Thinking of the city . . . the seedy glow of Downtown
Hollywood made her heart race and her stomach churn. The dizzying Egyptian Deco
of Pantages theatre, the riot of neon tube signs that gave the air around them
a fuzzed aureole (‘COCKTAILS 15C’), the unbelievable amount of automobiles and
the miasma of smog they were said to create. Downtown LA had fascinated and
repelled her, with its tamale stalls, burlesque shows and surly-faced,
sloe-eyed Filipino girls coming out of the dance halls in their second-skin
taffeta frocks, reeking of cigarettes, talc and nasty scent. They hung with lassitude
from the arms of their lanky boyfriends, their cheap, Brilliantined permanents
like melting, oiled asphalt. Here, dark seemed to come earlier than elsewhere
in the city and she’d never been down that way since.
She’d responded more to individual places: a diner
fashioned after a jailhouse with waitresses in arrow-print uniforms and
long-linked handcuffs. The booths were set in barred spaces, like cells. She’d
adored the custard-coloured sands of Malibu Beach which felt like slow-burning
coals underfoot and although the enormity and jazzy bustle of the Cocoanut
Grove club had at first terrified her (every movie star alive, drinking,
dancing, laughing, some looking dismayingly plain in reality), she’d loved it
in the end. She’d been escorted by a garrulous boy of Apollonian handsomeness
who indulged his effeminacy when they were alone.

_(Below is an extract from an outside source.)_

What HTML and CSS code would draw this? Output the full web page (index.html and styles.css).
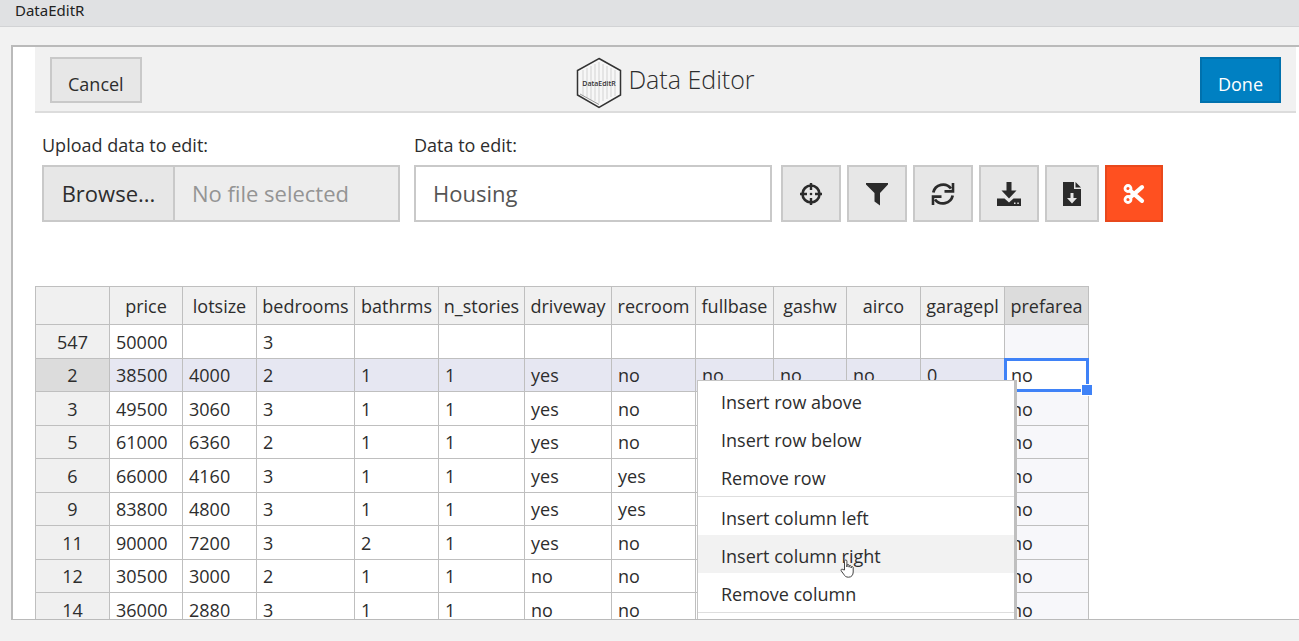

He was a friend of Fritzi’s,
one of what she called “the fairy chorus” and they’d drank rum cocktails with
gardenias floating in them. Elissa later once bumped into this boy outside the
drug store on Sunset Boulevard where she’d been idling after a cancelled
casting at the old Warner studios and he’d taken her for coffee and shirred
eggs. Sat at the counter on chromium stools, the boy’s black hair was combed
and oiled so sleekly it looked like a bolt of jet silk. He’d joked about
wanting to “jump on the running board of that divine Richard Arlen!” which had embarrassed her to blushing (an
actual running board, or pansy slang for something else?) She’d switched
subjects and felt like a hayseed for the rest of the day.
There were other
nightclubs and speakeasies that stayed open until the purple dawn, ones that
featured floor shows with convincing female impersonators and others decorated
with tribal masks where you could dance to juddering drums and race music. She
liked a drink and a swell time, but not pick-ups. Just the once. Once more than
back home. Some of her girlfriends had no such moral quandaries, especially
Fritzi, but they’d never embarrassed her by going into detail. They’d teased
her about her shyness, and once, she’d responded with a dismissive handwave and
a Mae West smirk that she was “Slowly learning to unbuckle my Bible Belt.
Y’all… You’ll all be the first to
know when I manage it.”
The assistant director’s voice swelled through the
megaphone and broke her reverie. “Number ones – DIVE DIVE DIVE!” She plunged
into the wash again, now-familiar sensory deprivation and writhing shapes
surrounding her as she pushed churning, dirty water aside and behind and swam
with all that her dwindling strength allowed toward the hulking, blurred bulk
of the underwater camera, sealed in its waterproof straitjacket.